Saturday, 27 August 2011

get your cupcakes - get your cupcakes here

How often do you look at someone doing a different job and think, 'I could do that. I'd be good at that. Why am I wasting my life away teaching when I could be a train driver... a traffic warden... a park keeper... yes, I have had occasion to envy each of these professions - don't judge me - and today I am a cupcake seller. I love it.

It's not my first time. I've helped a friend on and off with his american cookies and cupcakes business. When he's overstretched and can't be in three places at once I help him out. I also spent a glorious part of my life working night shift in a Tim Hortons coffee shop. That was the best time of my life - no question.

Don't get me wrong, I love teaching; but sometimes it's easy to get a little jaded. Sometimes the pressures involved take a little shine off it. Sometimes it's easy to feel underappreciated and unloved. Selling baked goods just makes me happy. People like you when you sell them cupcakes. They smile when they see you; they are genuinely happy you exist in their lives. I'm not sure that can be said of all my pupils as a teacher. I love the cut and thrust - the banter - the twinkle in the eye - a bit of charm - a bit of a flirt (I can't be doing that as a teacher either) - give the customer a smile and an extra cookie thrown in, since they've been so nice.

I should probably come clean at this point and admit that, personally, I don't even like cupcakes. They are generally a sickly waste of the planets resources. They have no reason to exist (Though it has to be said that my friend, Nathan's, cupcakes are a pretty special waste of Earth's resources - truly the lightest, fluffiest, smoothest tasting waste available.) But do you have to like something to sell it? I certainly don't have to like silly iced pieces of fluff (sorry Nathan, delicious silly iced pieces of fluff) to have a great time selling cupcakes. I'd hate to think how miserable it would be to teach a subject I didn't love myself. There are teachers out there - teaching subjects they have no love for. I am so incredibly lucky to love what I teach.
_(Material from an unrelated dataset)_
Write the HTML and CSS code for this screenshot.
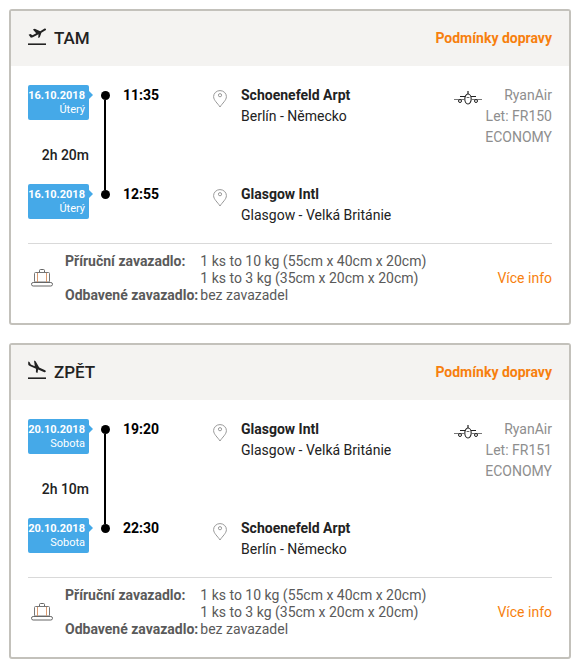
FILE: index.html
```html
<!DOCTYPE html>
<html lang="cs">
  <head>
    <meta charset="UTF-8" />
    <meta name="viewport" content="width=device-width, initial-scale=1.0" />
    <title>Letenky</title>
    <link rel="stylesheet" href="styles.css">
  </head>
  <body>
    <svg class="sprite" aria-hidden="true">
      <symbol id="takeoff" viewBox="0 0 18 20">
        <path d="M0 18.2h18" fill="none" stroke="currentColor" stroke-width="1.6" />
        <path d="M.6 8.800l1.800-.8 2.100 1.200 3.700-1.900-3.300-3.700 1.900-.8 5.400 2.500 4-2.500c.7-.5 1.500-.3 1.800.2.200.6-.2 1.200-.9 1.600l-3.700 2.200-1.600 4.400-1.600.8.300-3.700-5.700 3-1.900.4z" fill="currentColor" />
      </symbol>
      <symbol id="landing" viewBox="0 0 18 20">
        <path d="M0 18.2h18" fill="none" stroke="currentColor" stroke-width="1.6" />
        <path d="M.2 1.500l1.300.4 1.300 2.700 4 1.700L6 .6l1.600.6 3.600 6.400 5.400 2.300c.9.4 1.400 1.100 1.200 1.700-.3.700-1.100.8-2 .4l-5.700-2.400-.6 3.400-1.600-.7.100-3.500-6.200-2.800C.7 5.500.3 5 .2 4z" fill="currentColor" />
      </symbol>
      <symbol id="pin" viewBox="0 0 14 18">
        <path d="M7 17C4.600 13.200.6 10.300.6 6.600a6.400 6 0 0 1 12.800 0C13.400 10.300 9.400 13.200 7 17z" fill="none" stroke="currentColor" />
        <circle cx="7" cy="5.200" r="1.600" fill="none" stroke="currentColor" />
      </symbol>
      <symbol id="plane" viewBox="0 0 28 14">
        <path d="M0 8.500h10M18 8.500h10" stroke="#777" stroke-width="1.200" />
        <path d="M6 5.500h5M17 5.500h5M14 0v3" stroke="#222" stroke-width="1.200" />
        <ellipse cx="14" cy="8" rx="3.200" ry="5" fill="#fff" stroke="#222" stroke-width="1.100" />
        <path d="M12.600 6.500h2.800" stroke="#666" />
        <circle cx="6" cy="10" r="1.500" fill="#fff" stroke="#222" />
        <circle cx="22" cy="10" r="1.500" fill="#fff" stroke="#222" />
      </symbol>
      <symbol id="luggage" viewBox="0 0 22 18">
        <path d="M8.500 3.500v-2q0-1 1-1h3q1 0 1 1v2" fill="none" stroke="#666" />
        <rect x="3.500" y="3.500" width="15" height="9.500" rx="1" fill="#fff" stroke="#777" />
        <path d="M6.500 4v9M15.500 4v9" stroke="#d99a70" />
        <rect x=".5" y="13.500" width="21" height="3.500" rx="1.700" fill="#fff" stroke="#666" />
      </symbol>
    </svg>

    <section class="flight">
      <header class="flight-header">
        <h2><svg class="icon-direction"><use href="#takeoff" /></svg>TAM</h2>
        <a class="terms" href="#">Podmínky dopravy</a>
      </header>
      <div class="flight-body">
        <div class="route">
          <div class="legs">
            <div class="date"><strong>16.10.2018</strong><span>Úterý</span></div>
            <div class="rail"><i></i><b></b><i></i></div>
            <time class="time">11:35</time>
            <svg class="icon-pin"><use href="#pin" /></svg>
            <div class="place"><strong>Schoenefeld Arpt</strong><span>Berlín - Německo</span></div>
            <div class="duration">2h 20m</div>
            <div class="date arrival"><strong>16.10.2018</strong><span>Úterý</span></div>
            <time class="time arrival">12:55</time>
            <svg class="icon-pin arrival"><use href="#pin" /></svg>
            <div class="place arrival"><strong>Glasgow Intl</strong><span>Glasgow - Velká Británie</span></div>
          </div>
          <div class="carrier">
            <svg class="icon-plane"><use href="#plane" /></svg>
            <div class="carrier-text"><span>RyanAir</span><span>Let: FR150</span><span>ECONOMY</span></div>
          </div>
        </div>
        <div class="baggage">
          <svg class="icon-luggage"><use href="#luggage" /></svg>
          <dl>
            <dt>Příruční zavazadlo:</dt>
            <dd>1 ks to 10 kg (55cm x 40cm x 20cm)<br>1 ks to 3 kg (35cm x 20cm x 20cm)</dd>
            <dt>Odbavené zavazadlo:</dt>
            <dd>bez zavazadel</dd>
          </dl>
          <a class="more" href="#">Více info</a>
        </div>
      </div>
    </section>

    <section class="flight">
      <header class="flight-header">
        <h2><svg class="icon-direction"><use href="#landing" /></svg>ZPĚT</h2>
        <a class="terms" href="#">Podmínky dopravy</a>
      </header>
      <div class="flight-body">
        <div class="route">
          <div class="legs">
            <div class="date"><strong>20.10.2018</strong><span>Sobota</span></div>
            <div class="rail"><i></i><b></b><i></i></div>
            <time class="time">19:20</time>
            <svg class="icon-pin"><use href="#pin" /></svg>
            <div class="place"><strong>Glasgow Intl</strong><span>Glasgow - Velká Británie</span></div>
            <div class="duration">2h 10m</div>
            <div class="date arrival"><strong>20.10.2018</strong><span>Sobota</span></div>
            <time class="time arrival">22:30</time>
            <svg class="icon-pin arrival"><use href="#pin" /></svg>
            <div class="place arrival"><strong>Schoenefeld Arpt</strong><span>Berlín - Německo</span></div>
          </div>
          <div class="carrier">
            <svg class="icon-plane"><use href="#plane" /></svg>
            <div class="carrier-text"><span>RyanAir</span><span>Let: FR151</span><span>ECONOMY</span></div>
          </div>
        </div>
        <div class="baggage">
          <svg class="icon-luggage"><use href="#luggage" /></svg>
          <dl>
            <dt>Příruční zavazadlo:</dt>
            <dd>1 ks to 10 kg (55cm x 40cm x 20cm)<br>1 ks to 3 kg (35cm x 20cm x 20cm)</dd>
            <dt>Odbavené zavazadlo:</dt>
            <dd>bez zavazadel</dd>
          </dl>
          <a class="more" href="#">Více info</a>
        </div>
      </div>
    </section>
  </body>
</html>
```
FILE: styles.css
```css
* {
  box-sizing: border-box;
}
body {
  margin: 0;
  padding: 9px 5px 8px 9px;
  display: flex;
  flex-direction: column;
  gap: 18px;
  background: #fff;
  color: #222;
  font-family: Roboto, sans-serif;
  font-size: 14px;
  line-height: 21px;
}
a {
  color: #f77f0e;
  text-decoration: none;
}
a:hover {
  text-decoration: underline;
}
strong,
span {
  display: block;
}
.sprite {
  display: none;
}
.flight {
  border: 2px solid #c3c1bb;
  border-radius: 3px;
}
.flight-header {
  display: flex;
  justify-content: space-between;
  align-items: center;
  height: 55px;
  padding: 0 17px;
  background: #f4f3f1;
}
.flight-header h2 {
  display: flex;
  align-items: center;
  gap: 8px;
  margin: 0;
  font-size: 17px;
  font-weight: 500;
}
.icon-direction {
  width: 18px;
  height: 20px;
  margin-bottom: 6px;
}
.terms {
  font-weight: bold;
}
.flight-body {
  padding: 19px 17px;
}
.route {
  display: flex;
  justify-content: space-between;
  padding-bottom: 17px;
  border-bottom: 1px solid #d9d9d9;
}
.legs {
  display: grid;
  grid-template-columns: 61px 32px 92px 28px auto;
  grid-template-rows: 42px 57px 42px;
}
.arrival {
  grid-row: 3;
}
.date {
  position: relative;
  grid-column: 1;
  align-self: start;
  padding: 4px 4px 3px 0;
  border-radius: 2px;
  background: #45a9e8;
  color: #fff;
  font-size: 11px;
  line-height: 14px;
  text-align: right;
  white-space: nowrap;
}
.date::after {
  content: "";
  position: absolute;
  top: 6px;
  left: 100%;
  border: 4px solid transparent;
  border-left-color: #45a9e8;
  border-right: 0;
}
.rail {
  grid-column: 2;
  grid-row: 1 / 4;
  display: flex;
  flex-direction: column;
  align-items: center;
  padding: 6px 0 27px;
}
.rail i {
  width: 9px;
  height: 9px;
  border-radius: 50%;
  background: #000;
}
.rail b {
  flex: 1;
  width: 2px;
  background: #000;
}
.time {
  grid-column: 3;
  padding-left: 2px;
  color: #000;
  font-weight: bold;
}
.icon-pin {
  grid-column: 4;
  width: 14px;
  height: 18px;
  margin-top: 5px;
  color: #999;
}
.place {
  grid-column: 5;
}
.duration {
  grid-column: 1;
  grid-row: 2;
  align-self: center;
  text-align: right;
  font-weight: 500;
}
.carrier {
  display: flex;
  color: #8e8e8e;
  text-align: right;
}
.icon-plane {
  width: 28px;
  height: 14px;
  margin: 6px -28px 0 0;
}
.carrier-text {
  width: 98px;
}
.baggage {
  display: flex;
  align-items: center;
  padding-top: 9px;
  color: #5a5a5a;
  line-height: 17px;
}
.icon-luggage {
  width: 22px;
  height: 18px;
  margin: 0 12px 2px 3px;
}
.baggage dl {
  display: grid;
  grid-template-columns: auto auto;
  column-gap: 2px;
  margin: 0;
}
.baggage dt {
  font-weight: bold;
}
.baggage dd {
  margin: 0;
}
.more {
  margin-left: auto;
}
```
Could I really leave education to sell cupcakes or donuts full time? No, of course not. I would soon get bored. I'd miss the dramas and challenges of the classroom too much. But for today I am not a teacher - I am a purveyor of cupcakes. So if you happen to be in Coleraine and feel the urge for a little drop of sugary happiness, come and say hello.

Wednesday, 24 August 2011

the narrow path to the super highway

It's an image thing I know, but I like to see myself as someone who travels the path less trod when it comes to popular culture. I always have done. Aged ten I was in a primary school surrounded by Manchester United and Liverpool football fans - so I support Newcastle United. In secondary school all my friends supported the Ulster rugby team - I chose to follow London Irish instead. At university I started watching a new american sitcom, rather uninspiringly called 'Friends.' I quite liked it, until everyone seemed to be watching it and I lost interest. The same thing happened with the West Wing, and so on and so on.

And now I'm in a quandary. I was browsing the shelves of my local second hand book school when I happened upon a little orange paperback that looked like it hadn't been read at all. Intrigued I took a quick scan, checked the blurb, and eventually bought it thinking I might have found another hidden gem.

A few days later my sister was talking to me when she spotted the book lying on my desk. "Ah" she said, "You're reading 'One Day'"
"I haven't started it yet. Have you heard of it then?"

And so it turns out that my little orange paperback is not so much a hidden gem as a glittering jewel that's been on display in a national museum for the past two years. It has been extensively reviewd and garnered mainly positive write ups. It was the best selling british novel in 2010 and has sold over a million copies. According to the Times "it is only a matter of time before you read 'One Day'" And to make matters worse a screenplay version of it has just opened in the cinemas this week.

How can I be so far behind the Zeitgeist? You've all heard of it - so how have I missed it? When did I wander off my little less trod path and veer onto the slip road for the M1?

So you see my dilemma. Do I ignore my image issues and become the 60,141st person to read it this week; or do I return it, spine unbroken, to a little secondhand bookshop somewhere. Dammit! That's already been done!